Problem — Return the material below in full and exactly.

Data extract —
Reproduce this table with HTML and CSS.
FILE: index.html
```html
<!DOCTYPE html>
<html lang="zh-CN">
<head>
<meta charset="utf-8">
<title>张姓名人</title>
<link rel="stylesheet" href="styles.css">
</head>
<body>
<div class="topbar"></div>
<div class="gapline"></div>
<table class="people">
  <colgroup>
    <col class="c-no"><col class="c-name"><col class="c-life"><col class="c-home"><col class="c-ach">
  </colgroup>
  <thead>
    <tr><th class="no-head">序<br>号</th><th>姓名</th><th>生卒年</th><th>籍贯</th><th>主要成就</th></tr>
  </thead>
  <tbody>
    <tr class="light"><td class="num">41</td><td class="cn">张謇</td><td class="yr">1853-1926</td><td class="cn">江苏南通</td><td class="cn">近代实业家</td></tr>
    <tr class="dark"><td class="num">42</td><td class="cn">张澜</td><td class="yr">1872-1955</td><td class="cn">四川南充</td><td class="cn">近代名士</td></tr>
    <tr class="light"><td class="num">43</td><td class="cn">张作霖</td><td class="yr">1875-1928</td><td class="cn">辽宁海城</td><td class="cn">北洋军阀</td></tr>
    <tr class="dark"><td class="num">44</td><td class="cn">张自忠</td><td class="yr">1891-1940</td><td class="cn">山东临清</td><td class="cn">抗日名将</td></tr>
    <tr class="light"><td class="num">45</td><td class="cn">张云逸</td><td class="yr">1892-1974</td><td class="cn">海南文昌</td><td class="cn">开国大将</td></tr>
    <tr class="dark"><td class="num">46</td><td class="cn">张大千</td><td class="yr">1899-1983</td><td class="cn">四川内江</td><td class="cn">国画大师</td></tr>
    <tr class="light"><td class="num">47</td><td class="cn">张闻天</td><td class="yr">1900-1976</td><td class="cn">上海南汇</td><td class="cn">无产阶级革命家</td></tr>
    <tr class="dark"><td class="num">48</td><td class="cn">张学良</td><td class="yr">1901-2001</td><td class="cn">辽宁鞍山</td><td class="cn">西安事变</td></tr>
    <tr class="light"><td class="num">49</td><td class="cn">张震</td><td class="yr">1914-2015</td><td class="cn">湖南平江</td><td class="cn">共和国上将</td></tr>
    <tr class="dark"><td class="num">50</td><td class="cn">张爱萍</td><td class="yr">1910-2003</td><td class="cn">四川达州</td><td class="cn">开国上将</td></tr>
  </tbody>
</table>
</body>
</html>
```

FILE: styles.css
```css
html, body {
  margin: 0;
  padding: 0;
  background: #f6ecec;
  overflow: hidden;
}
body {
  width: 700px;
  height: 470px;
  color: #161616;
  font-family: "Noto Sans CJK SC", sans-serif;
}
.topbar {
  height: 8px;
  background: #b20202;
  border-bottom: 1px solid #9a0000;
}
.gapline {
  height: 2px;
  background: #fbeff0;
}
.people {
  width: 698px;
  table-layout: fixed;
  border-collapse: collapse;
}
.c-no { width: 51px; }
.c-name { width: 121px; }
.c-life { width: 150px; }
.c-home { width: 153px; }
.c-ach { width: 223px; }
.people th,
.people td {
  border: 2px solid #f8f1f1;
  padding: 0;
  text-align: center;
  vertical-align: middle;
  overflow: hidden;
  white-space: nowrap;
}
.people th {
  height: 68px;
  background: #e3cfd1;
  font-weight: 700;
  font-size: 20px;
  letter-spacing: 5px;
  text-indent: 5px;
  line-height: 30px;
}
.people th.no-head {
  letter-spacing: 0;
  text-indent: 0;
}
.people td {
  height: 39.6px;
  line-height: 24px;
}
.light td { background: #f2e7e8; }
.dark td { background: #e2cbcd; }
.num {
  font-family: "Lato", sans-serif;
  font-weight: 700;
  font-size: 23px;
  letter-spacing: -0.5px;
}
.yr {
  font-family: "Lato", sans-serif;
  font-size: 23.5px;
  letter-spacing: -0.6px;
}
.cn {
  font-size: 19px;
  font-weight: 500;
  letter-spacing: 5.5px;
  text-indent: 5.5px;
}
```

Answer to this exercise —
Reproduce this table with HTML and CSS.
FILE: index.html
```html
<!DOCTYPE html>
<html lang="zh-CN">
<head>
<meta charset="utf-8">
<title>张姓名人</title>
<link rel="stylesheet" href="styles.css">
</head>
<body>
<div class="topbar"></div>
<div class="gapline"></div>
<table class="people">
  <colgroup>
    <col class="c-no"><col class="c-name"><col class="c-life"><col class="c-home"><col class="c-ach">
  </colgroup>
  <thead>
    <tr><th class="no-head">序<br>号</th><th>姓名</th><th>生卒年</th><th>籍贯</th><th>主要成就</th></tr>
  </thead>
  <tbody>
    <tr class="light"><td class="num">41</td><td class="cn">张謇</td><td class="yr">1853-1926</td><td class="cn">江苏南通</td><td class="cn">近代实业家</td></tr>
    <tr class="dark"><td class="num">42</td><td class="cn">张澜</td><td class="yr">1872-1955</td><td class="cn">四川南充</td><td class="cn">近代名士</td></tr>
    <tr class="light"><td class="num">43</td><td class="cn">张作霖</td><td class="yr">1875-1928</td><td class="cn">辽宁海城</td><td class="cn">北洋军阀</td></tr>
    <tr class="dark"><td class="num">44</td><td class="cn">张自忠</td><td class="yr">1891-1940</td><td class="cn">山东临清</td><td class="cn">抗日名将</td></tr>
    <tr class="light"><td class="num">45</td><td class="cn">张云逸</td><td class="yr">1892-1974</td><td class="cn">海南文昌</td><td class="cn">开国大将</td></tr>
    <tr class="dark"><td class="num">46</td><td class="cn">张大千</td><td class="yr">1899-1983</td><td class="cn">四川内江</td><td class="cn">国画大师</td></tr>
    <tr class="light"><td class="num">47</td><td class="cn">张闻天</td><td class="yr">1900-1976</td><td class="cn">上海南汇</td><td class="cn">无产阶级革命家</td></tr>
    <tr class="dark"><td class="num">48</td><td class="cn">张学良</td><td class="yr">1901-2001</td><td class="cn">辽宁鞍山</td><td class="cn">西安事变</td></tr>
    <tr class="light"><td class="num">49</td><td class="cn">张震</td><td class="yr">1914-2015</td><td class="cn">湖南平江</td><td class="cn">共和国上将</td></tr>
    <tr class="dark"><td class="num">50</td><td class="cn">张爱萍</td><td class="yr">1910-2003</td><td class="cn">四川达州</td><td class="cn">开国上将</td></tr>
  </tbody>
</table>
</body>
</html>
```

FILE: styles.css
```css
html, body {
  margin: 0;
  padding: 0;
  background: #f6ecec;
  overflow: hidden;
}
body {
  width: 700px;
  height: 470px;
  color: #161616;
  font-family: "Noto Sans CJK SC", sans-serif;
}
.topbar {
  height: 8px;
  background: #b20202;
  border-bottom: 1px solid #9a0000;
}
.gapline {
  height: 2px;
  background: #fbeff0;
}
.people {
  width: 698px;
  table-layout: fixed;
  border-collapse: collapse;
}
.c-no { width: 51px; }
.c-name { width: 121px; }
.c-life { width: 150px; }
.c-home { width: 153px; }
.c-ach { width: 223px; }
.people th,
.people td {
  border: 2px solid #f8f1f1;
  padding: 0;
  text-align: center;
  vertical-align: middle;
  overflow: hidden;
  white-space: nowrap;
}
.people th {
  height: 68px;
  background: #e3cfd1;
  font-weight: 700;
  font-size: 20px;
  letter-spacing: 5px;
  text-indent: 5px;
  line-height: 30px;
}
.people th.no-head {
  letter-spacing: 0;
  text-indent: 0;
}
.people td {
  height: 39.6px;
  line-height: 24px;
}
.light td { background: #f2e7e8; }
.dark td { background: #e2cbcd; }
.num {
  font-family: "Lato", sans-serif;
  font-weight: 700;
  font-size: 23px;
  letter-spacing: -0.5px;
}
.yr {
  font-family: "Lato", sans-serif;
  font-size: 23.5px;
  letter-spacing: -0.6px;
}
.cn {
  font-size: 19px;
  font-weight: 500;
  letter-spacing: 5.5px;
  text-indent: 5.5px;
}
```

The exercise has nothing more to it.